Documents show agri-business coached Peter Phillips, edited academic articles.
The University of Saskatchewan and one of its well-known professors are acting like “sock puppets” for agri-business giant Monsanto, says a U.S. researcher.
Gary Ruskin of U.S. Right to Know has obtained thousands of pages documenting North American university ties to corporations involved in genetic engineering.
Ruskin recently shared with CBC News nearly 700 pages of U of S emails and other material. Ruskin said the documents show Monsanto has recruited a team of top academics in a “Machiavellian” effort to sway public opinion.
But a Saskatchewan professor featured in the documents says there’s nothing inappropriate about his work with Monsanto. The U of S agrees.
Peter Phillips, a distinguished professor in the U of S Johnson Shoyama Graduate School of Public Policy, said no money ever changed hands, and academics are mandated by their universities and granting agencies to partner with industry and other groups.
“We don’t do research in isolation,” Phillips said. “Where appropriate, we have been fully transparent.”
The documents show Monsanto coached Phillips on social media and public relations strategies. It also enlisted Phillips to help solve its problems with U.S. government agencies.
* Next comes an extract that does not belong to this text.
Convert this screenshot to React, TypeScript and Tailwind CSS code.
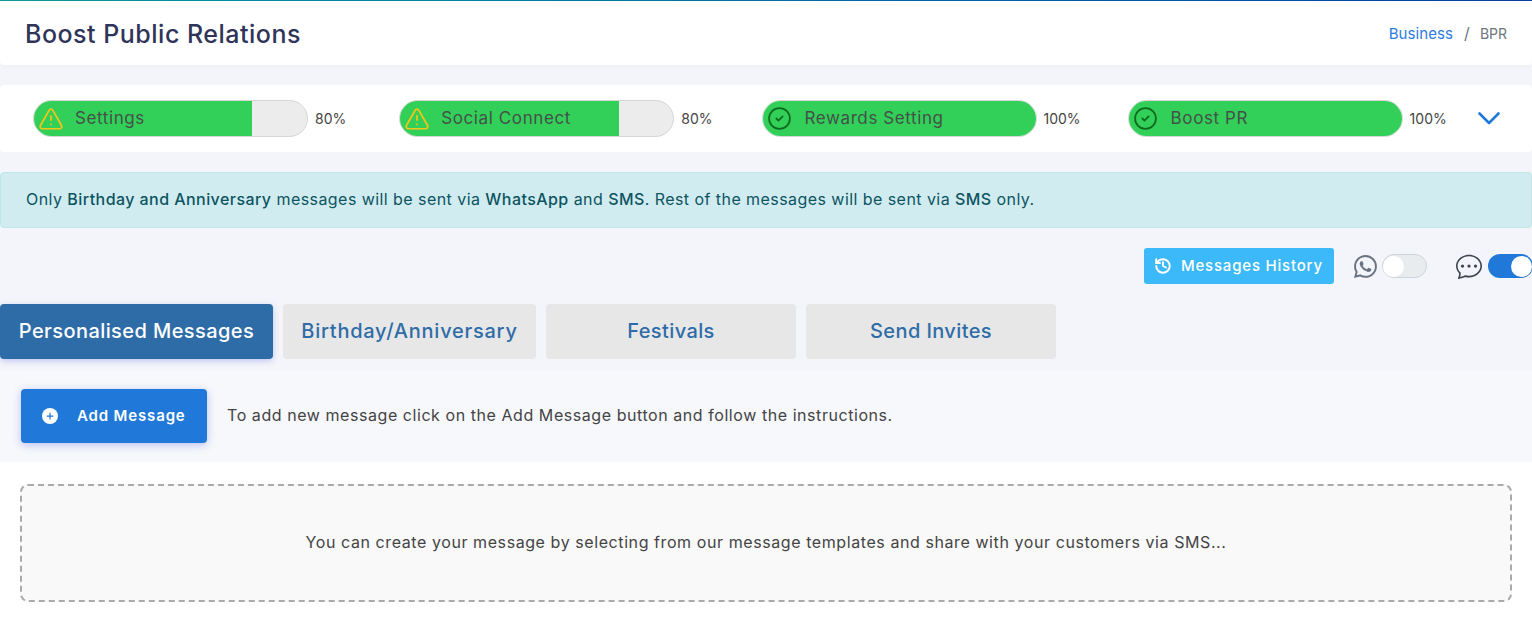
import { CircleCheck, History, Plus, TriangleAlert } from 'lucide-react'
import { BsChatDots, BsWhatsapp } from 'react-icons/bs'

const steps = [
  { label: 'Settings', percent: 80, gap: 'mr-[53px]', done: false },
  { label: 'Social Connect', percent: 80, gap: 'mr-[49px]', done: false },
  { label: 'Rewards Setting', percent: 100, gap: 'mr-[47px]', done: true },
  { label: 'Boost PR', percent: 100, gap: 'mr-[31px]', done: true },
]

const tabs = [
  { label: 'Birthday/Anniversary', className: 'w-[253px] tracking-[0.75px]' },
  { label: 'Festivals', className: 'w-[250px] tracking-[0.4px]' },
  { label: 'Send Invites', className: 'w-[250px] tracking-[0.4px]' },
]

function Toggle({ on }: { on: boolean }) {
  return (
    <span
      className={
        on
          ? 'flex h-6 w-[45px] shrink-0 items-center justify-end rounded-full bg-[#2079d8] pr-px'
          : 'flex h-6 w-[45px] shrink-0 items-center rounded-full border border-[#ced4da] bg-[#e9ecef]'
      }
    >
      <span className="h-[21px] w-[21px] rounded-full bg-white" />
    </span>
  )
}

export default function App() {
  return (
    <div className="h-[638px] w-[1532px] overflow-hidden bg-white font-['Inter',sans-serif] text-[#444]">
      <div className="h-[462px] bg-[#f4f5fa]">
        <div className="h-px bg-gradient-to-r from-[#0f9c9c] to-[#0a3fa8]" />
        <header className="flex h-[64px] items-center justify-between rounded-b bg-white pl-[25px] pr-[25px] shadow-[0_1px_5px_rgba(0,0,0,0.03)]">
          <h1 className="pt-[3px] text-[25px] font-medium tracking-[0.5px] text-[#2f3559]">Boost Public Relations</h1>
          <div className="flex items-center text-[#6c757d]">
            <span className="pt-[2px] text-[15px] tracking-[0.1px] text-[#2c7be5]">Business</span>
            <span className="ml-[11px] mr-[10px] text-[16px]">/</span>
            <span className="text-[14px]">BPR</span>
          </div>
        </header>

        <section className="mt-5 flex h-[67px] items-center rounded bg-white pl-[33px]">
          {steps.map((step) => (
            <div key={step.label} className={`flex items-center ${step.gap}`}>
              <div className="relative h-[37px] w-[275px] overflow-hidden rounded-full border border-[#d6d6d6] bg-[#ececec]">
                <div className="h-full bg-[#32d058]" style={{ width: `${step.percent}%` }} />
                <div className="absolute inset-0 flex items-center pl-[4px] text-[17px] tracking-[0.6px] text-[#44504a]">
                  {step.done ? (
                    <CircleCheck size={25} strokeWidth={1.7} className="text-[#0e6b1c]" />
                  ) : (
                    <TriangleAlert size={26} strokeWidth={1.6} className="text-[#f5c518]" />
                  )}
                  <span className={step.done ? 'ml-[13px]' : 'ml-[11px]'}>{step.label}</span>
                </div>
              </div>
              <span className="ml-[7px] text-[14px] text-[#444]">{step.percent}%</span>
            </div>
          ))}
          <svg width="22" height="13" viewBox="0 0 22 13" fill="none" className="text-[#2079d8]">
            <polyline points="1.5,1.5 11,11 20.5,1.5" stroke="currentColor" strokeWidth="2.6" strokeLinecap="round" strokeLinejoin="round" />
          </svg>
        </section>

        <div className="mt-5 flex h-14 items-center rounded border border-[#bee5eb] bg-[#d1ecf1] pb-[2px] pl-[25px] text-[16px] tracking-[0.44px] text-[#0c5460]">
          <p>
            Only <b className="font-medium">Birthday and Anniversary</b> messages will be sent via{' '}
            <b className="font-medium">WhatsApp</b> and <b className="font-medium">SMS</b>. Rest of the messages will be
            sent via <b className="font-medium">SMS</b> only.
          </p>
        </div>

        <div className="mt-5 -mr-px flex h-9 items-center justify-end">
          <button className="flex h-9 w-[190px] items-center gap-[9px] rounded-[3px] bg-[#3bb9f8] pl-[10px] text-[15px] font-medium tracking-[0.8px] text-white">
            <History size={18} strokeWidth={2.6} />
            Messages History
          </button>
          <BsWhatsapp size={23} className="ml-[20px] mr-[5px] text-[#6b7280]" />
          <Toggle on={false} />
          <BsChatDots size={26} className="ml-[29px] mr-[6px] text-[#3f4450]" />
          <Toggle on />
        </div>

        <nav className="mt-5 flex h-[55px] gap-[10px]">
          <button className="w-[273px] rounded bg-[#2e6ca8] pb-px text-[20px] font-medium tracking-[0.42px] text-white shadow-[0_2px_6px_rgba(70,90,230,0.3)]">
            Personalised Messages
          </button>
          {tabs.map((tab) => (
            <button
              key={tab.label}
              className={`${tab.className} rounded bg-[#e7e7e7] pb-px text-[20px] font-medium text-[#2e6ca8]`}
            >
              {tab.label}
            </button>
          ))}
        </nav>

        <div className="mt-[11px] flex h-[92px] items-center rounded-tl bg-[#f7f8fb] pl-[21px]">
          <button className="flex h-[54px] w-[186px] items-center rounded bg-[#2079d8] pl-[21px] text-[15px] font-semibold tracking-[0.85px] text-white shadow-[0_2px_8px_rgba(70,90,230,0.35)]">
            <span className="mr-[19px] flex h-4 w-4 items-center justify-center rounded-full bg-white text-[#2079d8]">
              <Plus size={10} strokeWidth={3} />
            </span>
            Add Message
          </button>
          <p className="ml-5 pb-[2px] text-[16px] tracking-[0.56px] text-[#444]">
            To add new message click on the Add Message button and follow the instructions.
          </p>
        </div>
      </div>

      <div className="mx-5 mt-[22px] flex h-[118px] items-center justify-center rounded-lg border-2 border-dashed border-[#aaa] bg-[#f9f9f9] pb-[2px] text-[16px] tracking-[0.58px] text-[#444]">
        You can create your message by selecting from our message templates and share with your customers via SMS...
      </div>
    </div>
  )
}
According to the documents, Monsanto edited U of S academic articles with no public mention of the corporation’s role. As well, the documents indicate the company’s executives oversaw the guest list and content of a U of S symposium.
(Click here for a summary of selected correspondence between Monsanto and Phillips.)
Ethically complicated field, says consultant
CBC News asked Saskatoon consultant Steven Lewis to review the documents. Lewis served a lead author of the widely-cited journal article, “Dancing with the Porcupine: rules for governing the university-industry relationship.”